Handling "Expected" Duplicates

More Salesforce woes when it comes to DV…

There are many instances where a record in Salesforce gets “touched” but not necessarily a data update and, because of the nature of Salesforce, the LastModifiedDate gets updated to the latest touch. Since we are following an ELT methodology to populate the DV for our customer, MuleSoft does not handle a “hashdiff”-like approach to the records brought over…our SOURCE.

gets populated with a new record/loaddate/lastmodifieddate combination even though the rest of the data is the same.

When DBTVault picks up the record and moves it into the Hub and Satellite, we do not include LASTMODIFIEDDATE in the hashdiff, it creates a new record with the same HASHDIFF.

Thinking through all of that, I guess I really have a few questions:

  1. How should this be handled? Should the record be allowed to persist, or should it not make it into the DV?
  2. For anyone more familiar with DBTVault than I am, I thought it was able to look at the HASHDIFF and cleanly handle not inserting a new record if the HASHDIFF was the same?
  3. Should I set up something to automate deleting duplicate HASHDIFFS?

Now, all of that said, there are some instances where I would expect duplicate HASHDIFFs, but I’m not sure how to handle them. Situation: An Opportunity in the sales pipeline moves from Contracting to Contract Review. The contract gets rejected for some reason, so the Opportunity moves back to Contracting in order to be worked. This is an example of a workflow for the customer, but they have many simlar workflows. When that happens, the move back to Contracting is a true data change, with a different LASTMODIFIEDDATE, but it creates a duplicate HASHDIFF (though I feel this is an acceptable duplicate).

The question is: is it okay to have an “acceptable duplicate” and how should it be handled?

In an overarching question that covers all of this topic: It is possible every object we sync over could fall into the “acceptable duplicate” situation since select boxes and formula fields can change and then revert back. In broad strokes, should I just allow duplicate hashdiffs and safely assume that if there are duplicates with different LASTMODIFIEDDATES, that it was an instance where a value was moved forward and then reverted back (which is 100% the case for all of the duplicates after a lot of manual data verification and audit log tracking)?

  1. You have received new data so you should persist it. I guess you dont want to insert multiple rows containing the same data besides the lastupdateddate, you can solve this by moving out the lastupdateddate to another satellite.
  2. I am not familiar with dbt-vault but data vault 2.0 should not insert a new row if the hashdiff is the same. You said that you did not include the lastupdateddate in the hashdiff calculation, maybe this trigger something else.
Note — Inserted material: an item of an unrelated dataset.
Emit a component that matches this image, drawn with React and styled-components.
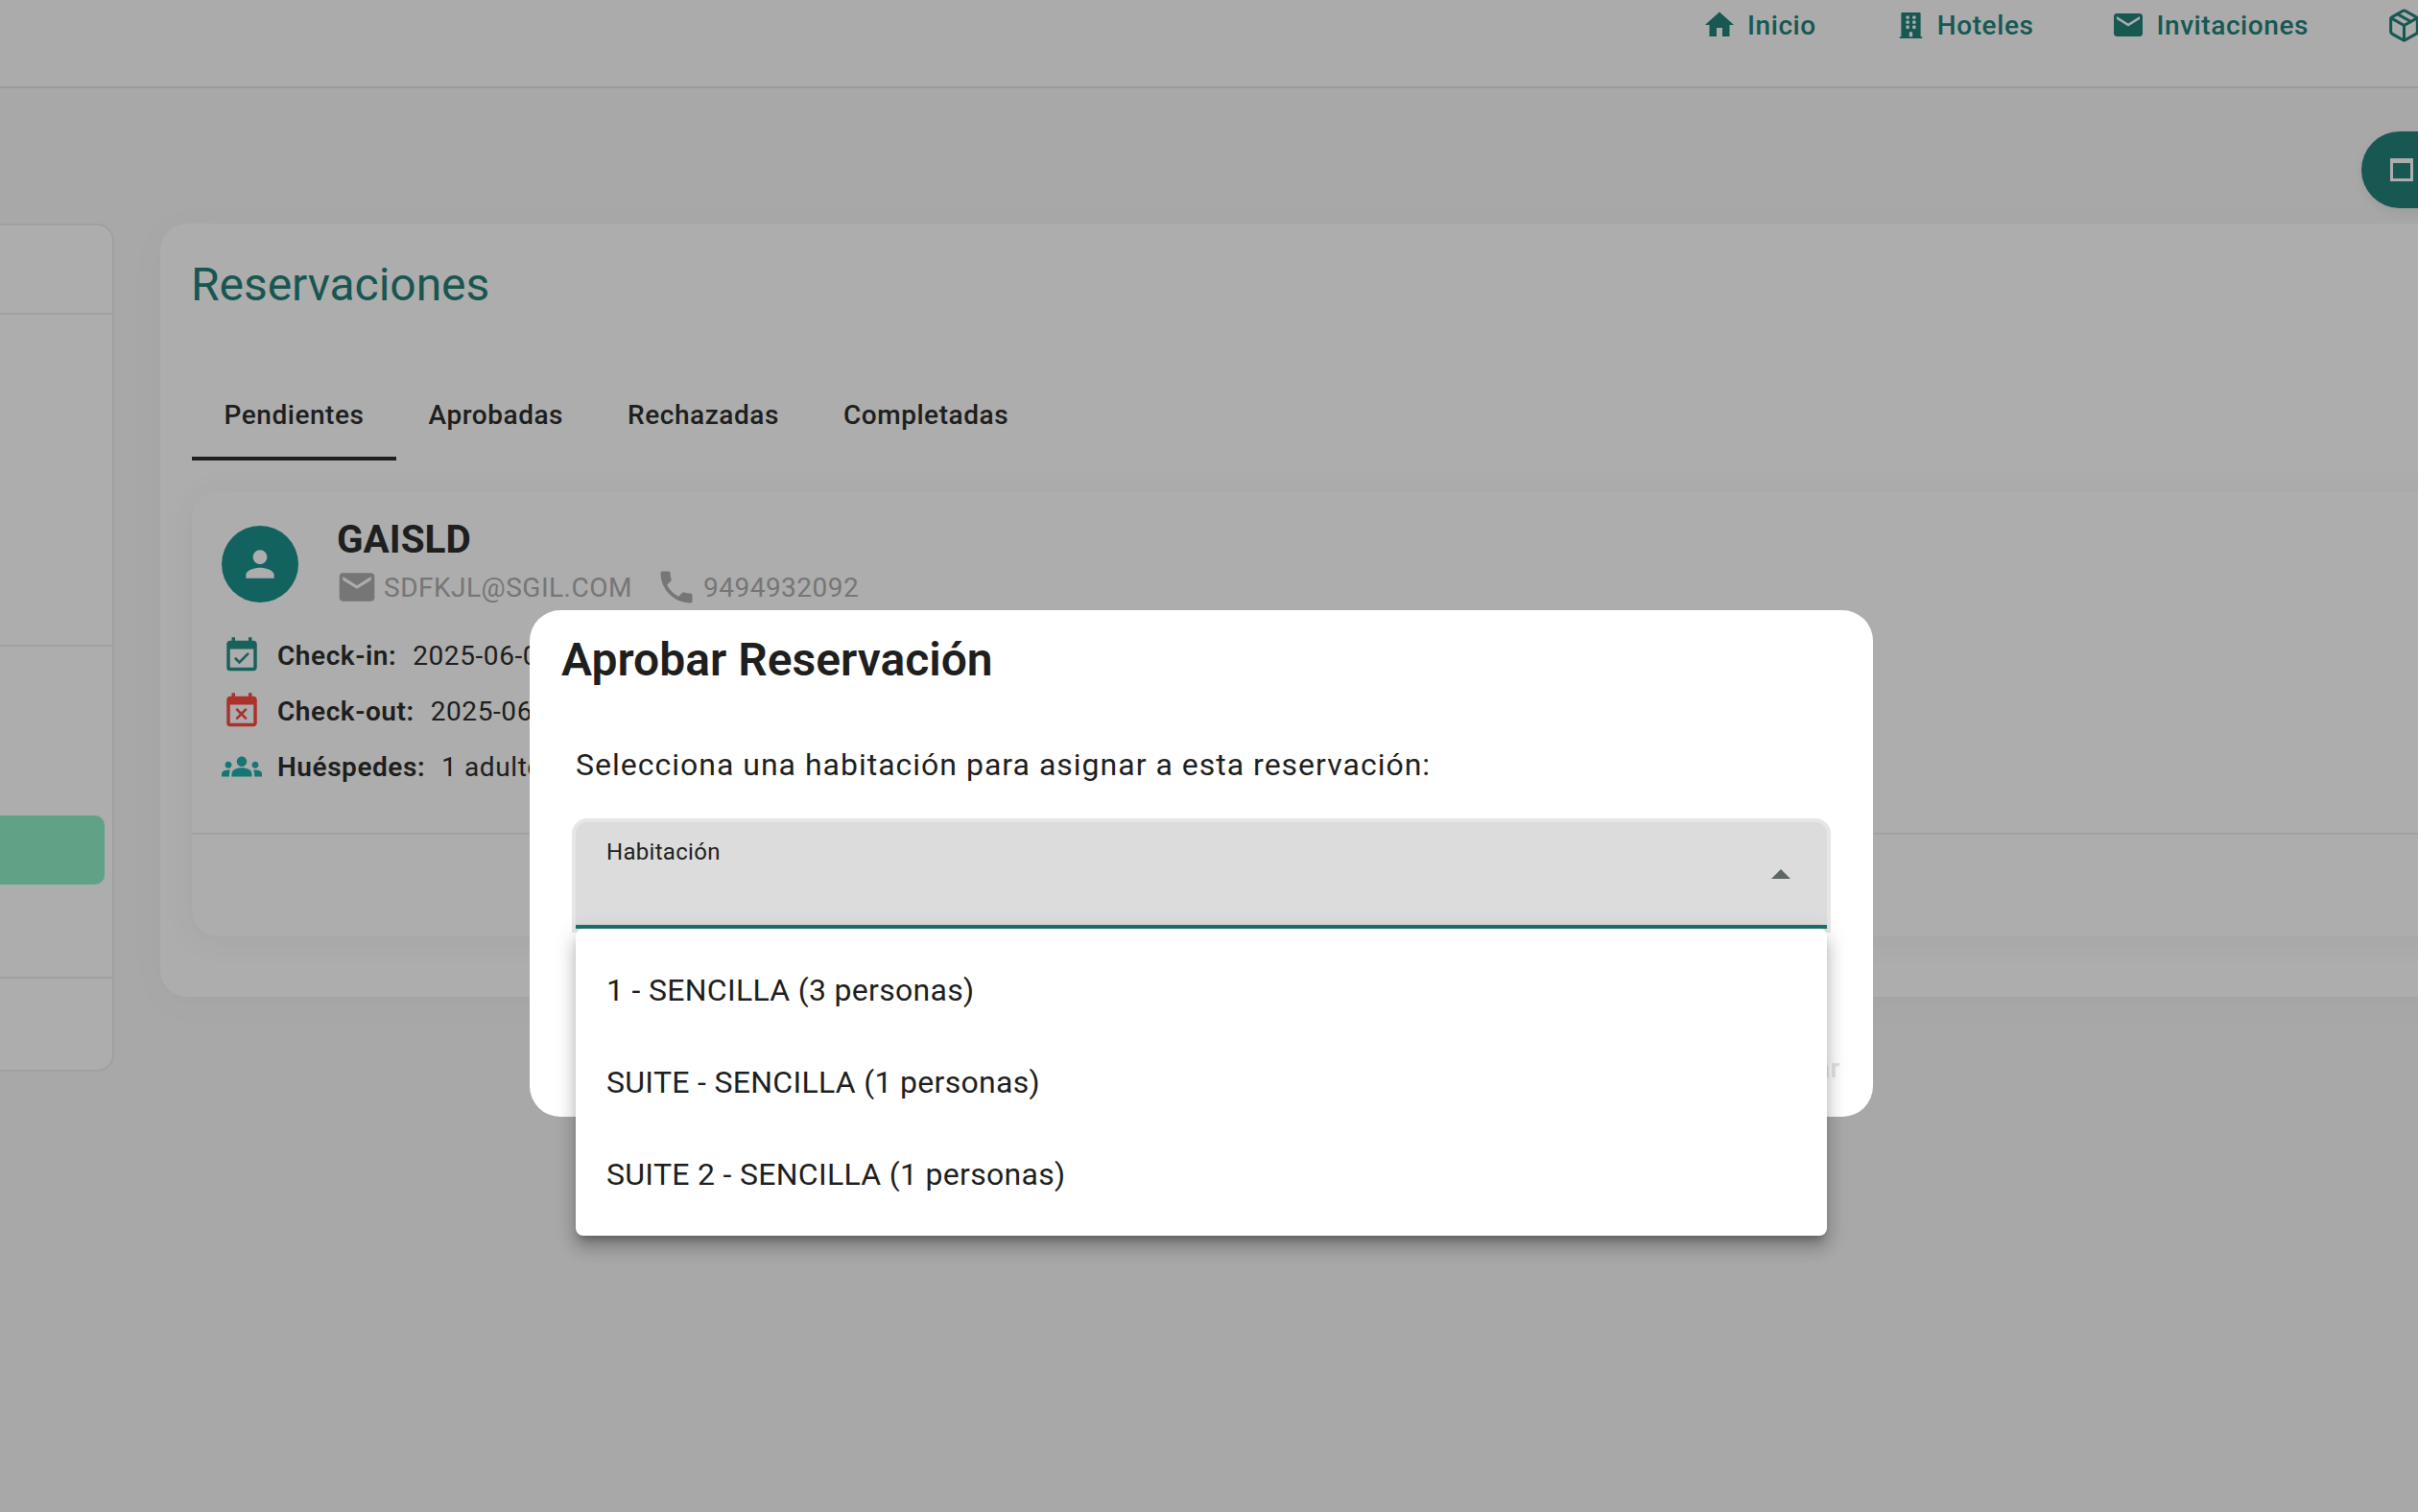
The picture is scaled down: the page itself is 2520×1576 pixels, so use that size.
import React from "react";
import styled, { createGlobalStyle } from "styled-components";
import { MdHome, MdEmail, MdPerson, MdPhone, MdEventAvailable, MdEventBusy, MdGroups, MdArrowDropUp } from "react-icons/md";
import { FaBuilding } from "react-icons/fa";
import { Package } from "lucide-react";

const GlobalStyle = createGlobalStyle`
  html, body {
    margin: 0;
    padding: 0;
    width: 2520px;
    height: 1576px;
    overflow: hidden;
    background: #f8f8f8;
    font-family: Roboto, "Liberation Sans", sans-serif;
  }
`;

const Page = styled.div`
  position: relative;
  width: 2520px;
  height: 1576px;
  overflow: hidden;
  background: #f8f8f8;
`;

const Header = styled.header`
  display: flex;
  align-items: flex-start;
  box-sizing: border-box;
  height: 92px;
  padding: 8px 0 0 1774px;
  background: #fcfcfc;
  border-bottom: 2px solid #e4e4e4;
`;

const NavItem = styled.a`
  display: flex;
  flex-shrink: 0;
  align-items: center;
  gap: ${(props) => props.gap || 11}px;
  margin-right: ${(props) => props.marginRight || 0}px;
  height: 36px;
  font-size: 28px;
  font-weight: 500;
  letter-spacing: 0.58px;
  color: #228279;
  white-space: nowrap;
`;

const Fab = styled.div`
  position: absolute;
  top: 137px;
  left: 2461px;
  display: flex;
  align-items: center;
  box-sizing: border-box;
  width: 120px;
  height: 80px;
  padding-left: 30px;
  border-radius: 40px;
  background: #228279;
  box-shadow: 0 4px 12px rgba(0, 0, 0, 0.08);
`;

const Content = styled.main`
  display: flex;
  align-items: flex-start;
  gap: 48px;
  padding-top: 141px;
`;

const Sidebar = styled.aside`
  flex-shrink: 0;
  box-sizing: border-box;
  width: 119px;
  height: 884px;
  background: #ffffff;
  border: 2px solid #ececec;
  border-left: none;
  border-radius: 0 18px 18px 0;
`;

const SideSection = styled.div`
  box-sizing: border-box;
  height: ${(props) => props.height}px;
  padding: ${(props) => props.paddingTop || 0}px 8px 0 0;
  border-bottom: ${(props) => (props.last ? "none" : "2px solid #ececec")};
`;

const GreenButton = styled.div`
  height: 72px;
  background: #8fefc7;
  border-radius: 0 10px 10px 0;
`;

const MainCard = styled.section`
  flex-shrink: 0;
  box-sizing: border-box;
  width: 2400px;
  height: 806px;
  padding: 34px 0 0 32px;
  background: #ffffff;
  border-radius: 28px;
  box-shadow: 0 6px 40px rgba(0, 0, 0, 0.03);
`;

const Title = styled.h1`
  margin: 0;
  height: 60px;
  font-size: 48px;
  font-weight: 400;
  line-height: 60px;
  letter-spacing: -0.05px;
  color: #237f78;
`;

const Tabs = styled.div`
  display: flex;
  margin-top: 57px;
  margin-left: 1px;
`;

const Tab = styled.div`
  display: flex;
  align-items: center;
  box-sizing: border-box;
  height: 96px;
  padding: 0 33.5px;
  font-size: 28px;
  font-weight: 500;
  letter-spacing: 0.55px;
  color: #2e2e2e;
  box-shadow: ${(props) => (props.active ? "inset 0 -4px 0 #2e2e2e" : "none")};
`;

const ReservationCard = styled.article`
  box-sizing: border-box;
  height: 464px;
  margin: 32px 0 0 1px;
  background: #ffffff;
  border-radius: 28px;
  box-shadow: 0 4px 36px rgba(0, 0, 0, 0.05);
`;

const CardBody = styled.div`
  box-sizing: border-box;
  height: 358px;
  padding: 27px 0 0 31px;
  border-bottom: 2px solid #efefef;
`;

const GuestRow = styled.div`
  display: flex;
  gap: 40px;
`;

const Avatar = styled.div`
  display: flex;
  align-items: center;
  justify-content: center;
  flex-shrink: 0;
  width: 80px;
  height: 80px;
  margin-top: 9px;
  border-radius: 50%;
  background: #1b918e;
  color: #ffffff;
`;

const GuestName = styled.div`
  height: 46px;
  margin-bottom: 5px;
  font-size: 40.5px;
  font-weight: 700;
  line-height: 46px;
  color: #2e2e2e;
`;

const Contact = styled.div`
  display: flex;
  align-items: center;
  height: 44px;
  margin-left: -1px;
  font-size: 28px;
  letter-spacing: 0.5px;
  color: #afafaf;
`;

const ContactText = styled.span`
  margin-left: 6px;
  margin-right: ${(props) => props.marginRight || 0}px;
`;

const Facts = styled.div`
  margin-top: 20px;
`;

const Fact = styled.div`
  display: flex;
  align-items: center;
  gap: 16px;
  height: 58px;
  font-size: 28px;
  letter-spacing: 0.6px;
  color: #2e2e2e;
  white-space: nowrap;
`;

const FactIcon = styled.span`
  display: flex;
  justify-content: center;
  width: 42px;
  color: ${(props) => props.color};
`;

const FactLabel = styled.strong`
  margin-right: 17px;
  font-weight: 600;
  letter-spacing: 0.55px;
`;

const Overlay = styled.div`
  position: absolute;
  inset: 0;
  display: flex;
  align-items: flex-start;
  justify-content: center;
  box-sizing: border-box;
  padding: 636px 16px 0 0;
  background: rgba(0, 0, 0, 0.32);
`;

const Dialog = styled.div`
  display: flex;
  flex-direction: column;
  box-sizing: border-box;
  width: 1400px;
  height: 528px;
  padding-top: 20px;
  background: #ffffff;
  border-radius: 32px;
`;

const DialogTitle = styled.h2`
  margin: 0;
  padding-left: 33px;
  height: 64px;
  font-size: 48px;
  font-weight: 600;
  line-height: 64px;
  color: #1f1f1f;
`;

const Prompt = styled.p`
  margin: 53px 0 0;
  padding-left: 48px;
  height: 48px;
  font-size: 32px;
  line-height: 48px;
  letter-spacing: 1px;
  color: #1f1f1f;
`;

const SelectField = styled.div`
  position: relative;
  display: flex;
  justify-content: space-between;
  box-sizing: border-box;
  height: 111px;
  margin: 36px 48px 0;
  padding: 20px 24px 0 32px;
  background: #dcdcdc;
  border-bottom: 4px solid #187370;
  border-radius: 12px 12px 0 0;
  box-shadow: 0 0 0 4px #e6e6e6;
`;

const FieldLabel = styled.span`
  font-size: 24px;
  line-height: 22px;
  letter-spacing: 0.3px;
  color: #222222;
`;

const FieldArrow = styled.span`
  display: flex;
  margin-top: 11px;
  height: 48px;
  color: #5f6666;
`;

const Menu = styled.ul`
  position: absolute;
  top: 111px;
  left: 0;
  right: 0;
  margin: 0;
  padding: 16px 0;
  list-style: none;
  background: #ffffff;
  border-radius: 8px;
  box-shadow: 0 8px 8px -5px rgba(0, 0, 0, 0.3), 0 13px 16px 2px rgba(0, 0, 0, 0.14),
    0 5px 22px 3px rgba(0, 0, 0, 0.12);
  z-index: 2;
`;

const MenuItem = styled.li`
  display: flex;
  align-items: center;
  height: 96px;
  padding-left: 32px;
  font-size: 32px;
  letter-spacing: 0.3px;
  color: #1f1f1f;
`;

const Actions = styled.div`
  display: flex;
  justify-content: flex-end;
  gap: 32px;
  margin-top: auto;
  padding: 0 34px 30px 0;
  font-size: 28px;
  font-weight: 500;
  line-height: 40px;
  letter-spacing: 0.58px;
  color: #e2e2e2;
`;

const WindowIcon = () => (
  <svg width="24" height="24" viewBox="0 0 24 24" fill="#ffffff">
    <path fillRule="evenodd" d="M0 0h24v24H0z M3 5v16h18V5z" />
  </svg>
);

const App = () => {
  return (
    <Page>
      <GlobalStyle />
      <Header>
        <NavItem marginRight={85}>
          <MdHome size={36} />
          Inicio
        </NavItem>
        <NavItem gap={14} marginRight={81}>
          <FaBuilding size={27} />
          Hoteles
        </NavItem>
        <NavItem marginRight={81}>
          <MdEmail size={36} />
          Invitaciones
        </NavItem>
        <NavItem>
          <Package size={37} strokeWidth={2} />
        </NavItem>
      </Header>
      <Fab>
        <WindowIcon />
      </Fab>
      <Content>
        <Sidebar>
          <SideSection height={93} />
          <SideSection height={346} />
          <SideSection height={346} paddingTop={176}>
            <GreenButton />
          </SideSection>
          <SideSection height={97} last />
        </Sidebar>
        <MainCard>
          <Title>Reservaciones</Title>
          <Tabs>
            <Tab active>Pendientes</Tab>
            <Tab>Aprobadas</Tab>
            <Tab>Rechazadas</Tab>
            <Tab>Completadas</Tab>
          </Tabs>
          <ReservationCard>
            <CardBody>
              <GuestRow>
                <Avatar>
                  <MdPerson size={44} />
                </Avatar>
                <div>
                  <GuestName>GAISLD</GuestName>
                  <Contact>
                    <MdEmail size={44} />
                    <ContactText marginRight={24}>SDFKJL@SGIL.COM</ContactText>
                    <MdPhone size={44} />
                    <ContactText>9494932092</ContactText>
                  </Contact>
                </div>
              </GuestRow>
              <Facts>
                <Fact>
                  <FactIcon color="#268f88">
                    <MdEventAvailable size={43} />
                  </FactIcon>
                  <span>
                    <FactLabel>Check-in:</FactLabel>2025-06-05
                  </span>
                </Fact>
                <Fact>
                  <FactIcon color="#fc493f">
                    <MdEventBusy size={43} />
                  </FactIcon>
                  <span>
                    <FactLabel>Check-out:</FactLabel>2025-06-07
                  </span>
                </Fact>
                <Fact>
                  <FactIcon color="#1fb0ac">
                    <MdGroups size={44} />
                  </FactIcon>
                  <span>
                    <FactLabel>Huéspedes:</FactLabel>1 adulto
                  </span>
                </Fact>
              </Facts>
            </CardBody>
          </ReservationCard>
        </MainCard>
      </Content>
      <Overlay>
        <Dialog>
          <DialogTitle>Aprobar Reservación</DialogTitle>
          <Prompt>Selecciona una habitación para asignar a esta reservación:</Prompt>
          <SelectField>
            <FieldLabel>Habitación</FieldLabel>
            <FieldArrow>
              <MdArrowDropUp size={48} />
            </FieldArrow>
            <Menu>
              <MenuItem>1 - SENCILLA (3 personas)</MenuItem>
              <MenuItem>SUITE - SENCILLA (1 personas)</MenuItem>
              <MenuItem>SUITE 2 - SENCILLA (1 personas)</MenuItem>
            </Menu>
          </SelectField>
          <Actions>
            <span>Cancelar</span>
            <span>Aprobar</span>
          </Actions>
        </Dialog>
      </Overlay>
    </Page>
  );
};

export default App;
I think it is odd that you even can exclude fields from the hashdiff (loaddate not included) because the reason for hashdiff is to track changes on all fields in the satellite.
  3. No.

Good morning,

  1. Duplicate hashdiffs? That should not happen at, ever. You could have the same hashdiff if
    a. you have a null in one of your attributes contributing to the hashdiff — nulls break hashing
    b. if in the past the state of the business object returns to a value it was before – Jill got married, Jill became single again. But then this is a duplicate more like the old state returned
  2. “Touched” records but not modified is a common scenario – if this is a column controlled by Salesforce then there’s not much you can do from the application end — if having that column of any value to you? Is it a metadata column that will simply create far more data then you need to store? Why not exclude it in your Mulesoft extracts?

Thanks for the responses!


Yes, your B scenario is what is happening in one of the two instances. A value is set to X, it gets changed to Y, and then later gets changed back to X. Apart from the LastModifiedDate being updated each time, no other fields get updated. So the first and second versions of X have the same HashDiffs.

That said, the client needs to know when something like an Opportunity changed stages, even if backwards, so they can do projections, trends, etc. I wondered if I should have two HashDiff columns. A general HashDiff that is typical of DV2, and a “HashDiffDup” that removes the fields that could revert back so that way it checks for true duplicates…even then, it feels like not the right solution.

The second situation where we have duplicates is when a record gets “touched”. Salesforce has workflows that trigger from an event. So an Account update to field X will update field ABC on all related Opportunity records. Keep in mind this is very generalized and the real-world situations are much more complex, but if that field X gets updated again (even with the same value) it will trigger the field ABC to be updated with the exact same value (no change). This causes the LastModifiedDate to change, which triggers Mulesoft to push a new record to Snowflake.

Situation two might be easier to handle with HashDiff, but then introduce situation one…with that, it is hard to tell for sure which situation caused the duplicate (and if that duplicate is acceptable).

I read back through Linstedt’s book at near-relevant examples, but I am thinking we might have to flex the requirements of DV2.0 for these edge-case objects (making them not true DV methodology objects) to account for both situations.

Or split the satellite tables? One Hashdiff per satellite table, always.